Only the lines holding the string "this" are needed. Copy each one.

## start RAW RECORDS

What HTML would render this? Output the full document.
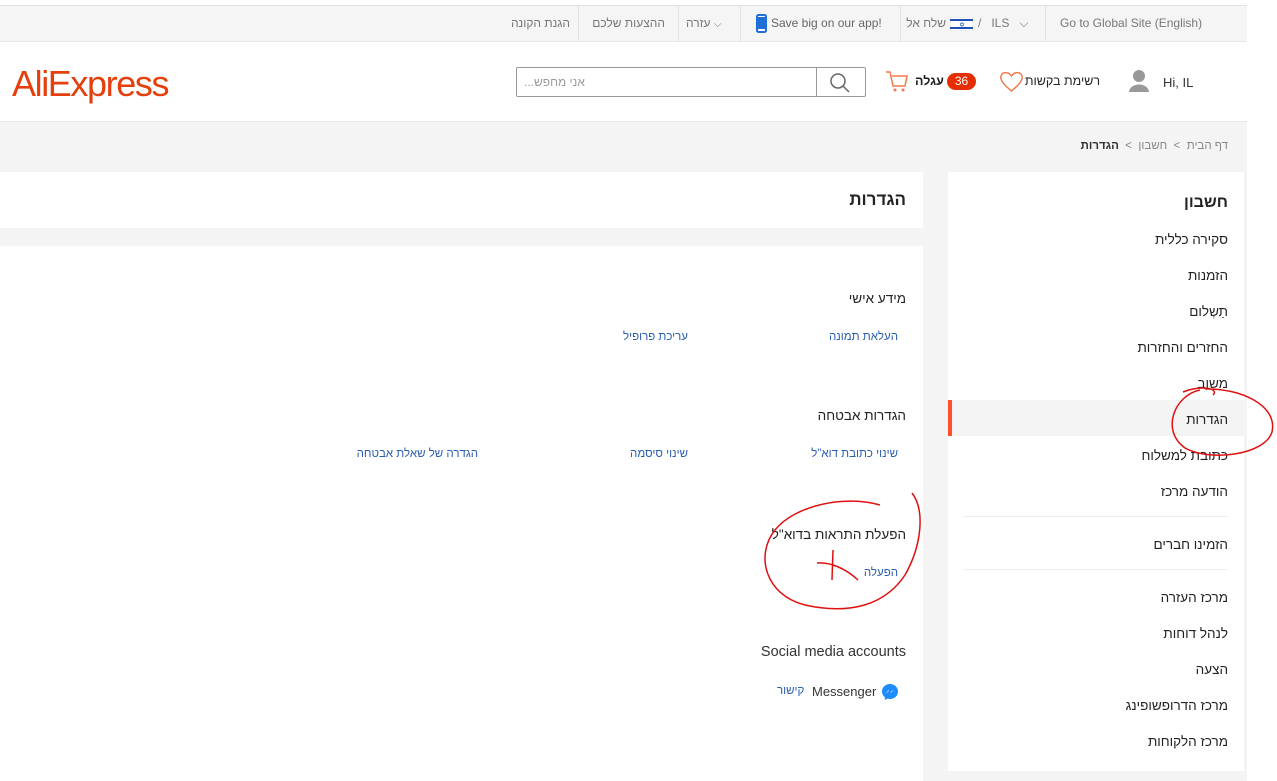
<!DOCTYPE html>
<html><head><meta charset="utf-8">
<style>
*{margin:0;padding:0;box-sizing:border-box}
body{width:1277px;height:781px;overflow:hidden;background:#fff;font-family:"Liberation Sans","DejaVu Sans",sans-serif;position:relative;color:#333}
.a{position:absolute;white-space:nowrap}
.r{direction:rtl}
.top{position:absolute;left:0;top:5px;width:1247px;height:37px;background:#f5f5f5;border-top:1px solid #e3e3e3;border-bottom:1px solid #e8e8e8}
.sep{position:absolute;top:6px;width:1px;height:36px;background:#e3e3e3}
.tt{position:absolute;top:16px;font-size:12px;color:#777;white-space:nowrap}
.gray{position:absolute;left:0;top:121px;width:1247px;height:660px;background:#f4f4f4;border-top:1px solid #e6e6e6}
.box{position:absolute;background:#fff}
.si{position:absolute;right:49px;font-size:13.5px;color:#222;direction:rtl;white-space:nowrap}
.lk{position:absolute;font-size:11.5px;color:#2a5db0;direction:rtl;white-space:nowrap}
.h{position:absolute;font-size:13.5px;color:#222;direction:rtl;white-space:nowrap}
</style></head><body>
<div class="top"></div>
<div class="sep" style="left:578px"></div><div class="sep" style="left:678px"></div><div class="sep" style="left:740px"></div><div class="sep" style="left:900px"></div><div class="sep" style="left:1045px"></div>
<div class="tt r" style="right:707px">הגנת הקונה</div>
<div class="tt r" style="right:612px">ההצעות שלכם</div>
<div class="tt" style="left:686px">עזרה <span style="font-size:10px">⌵</span></div>
<svg class="a" style="left:756px;top:14px" width="11" height="19"><rect x="1" y="1" width="9" height="17" rx="1.5" fill="#fff" stroke="#1e6fd8" stroke-width="2"/><rect x="1" y="3" width="9" height="12" fill="#1e6fd8"/></svg>
<div class="tt" style="left:771px;color:#666">Save big on our app!</div>
<div class="tt r" style="right:331px">שלח אל</div>
<svg class="a" style="left:950px;top:17px" width="23" height="14"><rect width="23" height="14" fill="#fff" stroke="#ddd"/><rect y="2" width="23" height="2" fill="#1e4fb3"/><rect y="10" width="23" height="2" fill="#1e4fb3"/><text x="9" y="10" font-size="7" fill="#1e4fb3">✡</text></svg>
<div class="tt" style="left:978px">/ &nbsp; ILS &nbsp; ⌵</div>
<div class="tt" style="left:1060px">Go to Global Site (English)</div>

<div class="a" style="left:12px;top:63px;font-size:36px;color:#e43f0d;letter-spacing:-1.4px">AliExpress</div>
<div class="a" style="left:516px;top:67px;width:350px;height:30px;border:1px solid #999;border-radius:2px"></div>
<div class="a" style="left:816px;top:67px;width:1px;height:30px;background:#999"></div>
<svg class="a" style="left:829px;top:72px" width="22" height="22"><circle cx="9" cy="9" r="7" fill="none" stroke="#666" stroke-width="1.5"/><line x1="14" y1="14" x2="20" y2="20" stroke="#666" stroke-width="1.5"/></svg>
<div class="a r" style="left:524px;top:75px;font-size:12px;color:#999">אני מחפש...</div>
<svg class="a" style="left:885px;top:70px" width="25" height="24"><path d="M1 2h4l3 14h12l2-10H7" fill="none" stroke="#f07a4f" stroke-width="1.5"/><circle cx="10" cy="20" r="1.5" fill="#f07a4f"/><circle cx="18" cy="20" r="1.5" fill="#f07a4f"/></svg>
<div class="a r" style="left:915px;top:74px;font-size:12.5px;color:#222;font-weight:bold">עגלה</div>
<div class="a" style="left:947px;top:73px;width:29px;height:17px;border-radius:9px;background:#e62e04;color:#fff;font-size:12px;text-align:center;line-height:17px">36</div>
<svg class="a" style="left:999px;top:70px" width="25" height="23"><path d="M12.5 21 C4 14 1 10 2 6 C3 2 9 1 12.5 6 C16 1 22 2 23 6 C24 10 21 14 12.5 21Z" fill="none" stroke="#f07a4f" stroke-width="1.5"/></svg>
<div class="a r" style="right:177px;top:74px;font-size:12.5px;color:#222">רשימת בקשות</div>
<svg class="a" style="left:1127px;top:68px" width="24" height="24"><circle cx="12" cy="8" r="6" fill="#999"/><path d="M2 24 C3 14 21 14 22 24Z" fill="#999"/></svg>
<div class="a" style="left:1163px;top:75px;font-size:13px;color:#333">Hi, IL</div>

<div class="gray"></div>
<div class="a r" style="right:49px;top:140px;font-size:11.5px;color:#888">דף הבית &nbsp;&gt;&nbsp; חשבון &nbsp;&gt;&nbsp; <span style="color:#333;font-weight:bold">הגדרות</span></div>

<div class="box" style="left:948px;top:172px;width:296px;height:599px"></div>
<div class="a" style="left:948px;top:400px;width:296px;height:36px;background:#f4f4f4;border-left:4px solid #ff4f2c"></div>
<div class="a" style="left:963px;top:516px;width:265px;height:1px;background:#eee"></div>
<div class="a" style="left:963px;top:569px;width:265px;height:1px;background:#eee"></div>
<div class="si" style="top:194px;font-size:16px;font-weight:bold">חשבון</div>
<div class="si" style="top:232px">סקירה כללית</div>
<div class="si" style="top:268px">הזמנות</div>
<div class="si" style="top:304px">תַשְלום</div>
<div class="si" style="top:340px">החזרים והחזרות</div>
<div class="si" style="top:376px">משוב</div>
<div class="si" style="top:412px">הגדרות</div>
<div class="si" style="top:448px">כתובת למשלוח</div>
<div class="si" style="top:484px">הודעה מרכז</div>
<div class="si" style="top:537px">הזמינו חברים</div>
<div class="si" style="top:590px">מרכז העזרה</div>
<div class="si" style="top:626px">לנהל דוחות</div>
<div class="si" style="top:662px">הצעה</div>
<div class="si" style="top:698px">מרכז הדרופשופינג</div>
<div class="si" style="top:734px">מרכז הלקוחות</div>

<div class="box" style="left:0;top:172px;width:923px;height:56px"></div>
<div class="h" style="right:371px;top:190px;font-size:17px;font-weight:bold">הגדרות</div>
<div class="box" style="left:0;top:246px;width:923px;height:535px"></div>
<div class="h" style="right:371px;top:291px">מידע אישי</div>
<div class="lk" style="right:379px;top:331px">העלאת תמונה</div>
<div class="lk" style="right:589px;top:331px">עריכת פרופיל</div>
<div class="h" style="right:371px;top:408px">הגדרות אבטחה</div>
<div class="lk" style="right:379px;top:448px">שינוי כתובת דוא"ל</div>
<div class="lk" style="right:589px;top:448px">שינוי סיסמה</div>
<div class="lk" style="right:799px;top:448px">הגדרה של שאלת אבטחה</div>
<div class="h" style="right:371px;top:527px">הפעלת התראות בדוא"ל</div>
<div class="lk" style="right:379px;top:567px">הפעלה</div>
<div class="a" style="right:371px;top:644px;font-size:14.5px;color:#333">Social media accounts</div>
<svg class="a" style="left:881px;top:683px" width="18" height="18"><path d="M9 1C4.5 1 1 4.3 1 8.5c0 2.3 1 4.3 2.8 5.6V17l2.6-1.4c.8.2 1.7.4 2.6.4 4.5 0 8-3.3 8-7.5S13.5 1 9 1z" fill="#1e8bff"/><path d="M4 11l3.5-3.7 2 2L13.5 6 10 9.8l-2-2z" fill="#fff"/></svg>
<div class="a" style="left:812px;top:684px;font-size:13px;color:#333">Messenger</div>
<div class="lk" style="left:777px;top:685px">קישור</div>

<svg class="a" style="left:0;top:0" width="1277" height="781" fill="none" stroke="#e01010" stroke-width="1.5">
<path d="M1183 392 C1200 385 1220 388 1213 395 M1200 390 C1175 395 1160 430 1185 448 C1210 462 1265 455 1272 432 C1278 405 1240 388 1205 389"/>
<path d="M912 493 C925 510 922 545 905 575 C885 605 850 615 805 605 C765 595 755 555 775 530 C795 505 845 495 880 505"/>
<path d="M817 563 C830 562 845 568 858 580 M833 550 L832 580"/>
</svg>
</body></html>
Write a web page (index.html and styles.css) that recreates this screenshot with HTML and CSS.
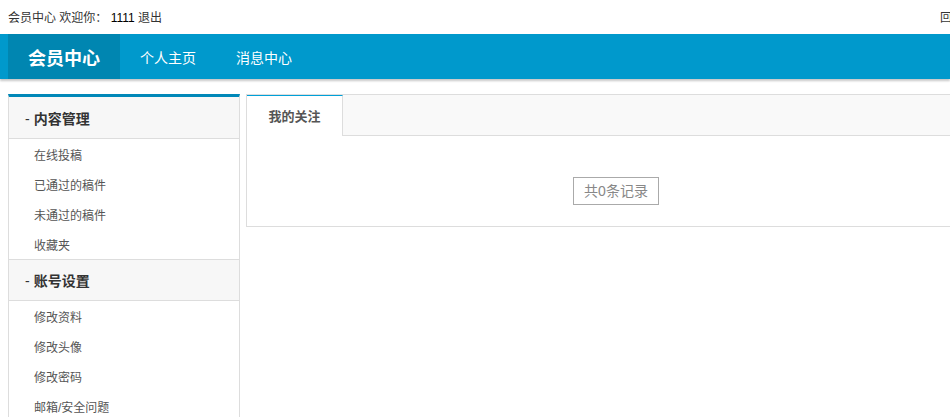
FILE: index.html
```html
<!DOCTYPE html>
<html lang="zh-CN">
<head>
<meta charset="utf-8">
<title>会员中心</title>
<link rel="stylesheet" href="styles.css">
</head>
<body>
<div class="topbar">
  <div class="wrap topbar-inner">
    <div class="welcome">会员中心 欢迎你： <span class="uname">1111</span> <a href="#">退出</a></div>
    <div class="home"><a href="#">回到首页</a></div>
  </div>
</div>
<div class="header">
  <div class="wrap header-inner">
    <div class="logo">会员中心</div>
    <a class="nav-item" href="#">个人主页</a>
    <a class="nav-item" href="#">消息中心</a>
  </div>
</div>
<div class="wrap main">
  <div class="sidebar">
    <div class="sec-title sec-first"><span class="dash">-</span>内容管理</div>
    <ul class="sec-list">
      <li>在线投稿</li>
      <li>已通过的稿件</li>
      <li>未通过的稿件</li>
      <li>收藏夹</li>
    </ul>
    <div class="sec-title sec-next"><span class="dash">-</span>账号设置</div>
    <ul class="sec-list">
      <li>修改资料</li>
      <li>修改头像</li>
      <li>修改密码</li>
      <li>邮箱/安全问题</li>
    </ul>
  </div>
  <div class="panel">
    <div class="tabs">
      <div class="tab active">我的关注</div>
      <div class="tab-fill"></div>
    </div>
    <div class="panel-body">
      <span class="count">共0条记录</span>
    </div>
  </div>
</div>
</body>
</html>
```
FILE: styles.css
```css
html, body {
  margin: 0;
  padding: 0;
  overflow-x: hidden;
}
body {
  font-family: "Liberation Sans", "Noto Sans CJK SC", sans-serif;
  font-size: 12px;
  color: #333;
  background: #fff;
}
a {
  color: inherit;
  text-decoration: none;
}
ul {
  margin: 0;
  padding: 0;
  list-style: none;
}
.wrap {
  width: 980px;
  margin-left: 8px;
}
.topbar {
  height: 34px;
}
.topbar-inner {
  display: flex;
  justify-content: space-between;
  align-items: center;
  height: 33px;
}
.uname {
  color: #000;
}
.header {
  height: 45px;
  background: #0099cc;
  box-shadow: 0 2px 2px rgba(0, 0, 0, 0.22);
}
.header-inner {
  display: flex;
  height: 45px;
  align-items: stretch;
}
.logo {
  background: #0086b1;
  color: #fff;
  font-size: 18px;
  font-weight: bold;
  padding: 0 20px;
  display: flex;
  align-items: center;
}
.nav-item {
  color: #fff;
  font-size: 14px;
  padding: 0 20px;
  display: flex;
  align-items: center;
}
.main {
  display: flex;
  align-items: flex-start;
  gap: 6px;
  margin-top: 15px;
}
.sidebar {
  width: 230px;
  border-top: 3px solid #0088b8;
  border-left: 1px solid #ddd;
  border-right: 1px solid #ddd;
  flex: none;
}
.sec-title {
  height: 40px;
  line-height: 43px;
  background: #f7f7f7;
  border-bottom: 1px solid #ddd;
  font-size: 14px;
  font-weight: bold;
  color: #333;
  padding-left: 16px;
}
.sec-first {
  height: 41px;
  line-height: 44px;
}
.sec-next {
  border-top: 1px solid #ddd;
}
.dash {
  font-weight: normal;
  margin-right: 4px;
}
.sec-list li {
  height: 30px;
  line-height: 34px;
  padding-left: 25px;
  color: #555;
  font-size: 12px;
}
.panel {
  width: 738px;
  border: 1px solid #ddd;
  flex: none;
}
.tabs {
  display: flex;
  height: 41px;
  background: #f9f9f9;
}
.tab {
  width: 96px;
  text-align: center;
  line-height: 42px;
  font-size: 13px;
  font-weight: bold;
  color: #555;
  border-top: 1px solid #00a0d8;
  border-right: 1px solid #ddd;
  background: #fff;
  box-sizing: border-box;
}
.tab-fill {
  flex: 1;
  border-bottom: 1px solid #ddd;
}
.panel-body {
  padding: 41px 0 21px;
  text-align: center;
}
.count {
  display: inline-block;
  height: 26px;
  line-height: 27px;
  padding: 0 10px;
  border: 1px solid #aaa;
  color: #888;
  font-size: 14px;
  vertical-align: top;
}
```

## end RAW RECORDS

== COMPLETE ANSWER ==
What HTML would render this? Output the full document.
Write a web page (index.html and styles.css) that recreates this screenshot with HTML and CSS.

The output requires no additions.